There is even some maturity in the script, most notably the cleverness of the film’s MacGuffin and the means by which the villain is defeated. There are also no references to popular culture (films, TV, music or forms of speech) bar occasionally toying with Jack Black’s traditional film personality, which is perfectly acceptable (and in fact leads to one of the film’s funniest sequences). Obnoxious use of modern music (most notable in the progressively disastrous Shrek series) is completely avoided until the closing credits, when ‘Kung Fu Fighting’ plays – and by then they’ve earned the right to it.

The story is fun if simple. Po, a Jack Black panda, is a food-loving panda who works with his father, a duck (amusingly never explained) who owns a noodle bar. His dream is to be a kung fu artist, and is accidentally given the chance when chosen in an apparent accident by Master Oogyay, the local mystic, and wittily a tortoise. The seemingly random choice (it is insisted by Oogway there are no accidents) outrages his disciple Master Shifu who has five excellent students, Monkey, Mantis, Viper, Crane and Tigress, all more suitable than Po, who is without training. But when the evil Tai Lung, a Siberian tiger, escapes from prison (in a rather exciting manner), it is Po who must train and face him.

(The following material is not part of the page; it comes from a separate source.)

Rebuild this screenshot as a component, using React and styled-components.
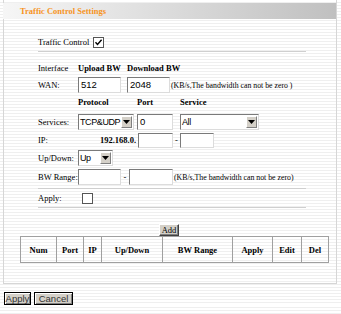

The plot has few diversions from the basic “chosen one must find his path” tale, but there are clever things to be found. Po is not told to diet, as his equivalent in another film – instead he learns to master his desire for food into a martial art. While Tigress is utterly offended at not being the chosen disciple, the other four animal characters reveal themselves to be far more understanding. Tai Lung is not only undone by his own hubris, he is sat upon by it.

The gags come at regular intervals, mainly from Po, though many also from Shifu, who is voiced by Dustin Hoffman; clearly having the most fun he’s had since he played Captain Hook. Angelina Jolie, as in Shark Tale (let us never speak of it again), is utterly wasted as Tigress. As an actress, Jolie requires her face and body to carry her characters, as a voice alone she is nothing. Jackie Chan and Lucy Liu add Chinese-(ish)-ness to Monkey and Viper, while David Cross gets one terrifically awkward scene as Crane, typical of his Arrested Development persona. James Hong makes up for his turn in the vile Balls of Fury, where he managed to both offend the Chinese and the blind in equal measures, in a pleasant turn as Po’s father.

The film’s greatest problem is that it never lives up to its opening five minutes, which set the scene too well, as Po dreams of being a great warrior, entirely illustrated in traditional Chinese forms. The gorgeous drawings, combined with the music and Black’s comic narration (the word awesome has not been used so effectively since Wayne’s World) make for an introduction to film that alas is not followed up on.

This is nothing to rush out to, but it shows a step in the right direction for Katzenberg and co. who have for once managed to deflect my wrath with a smile or two. It would be nice to see people try and animate humans again, but for now a panda will more than suffice.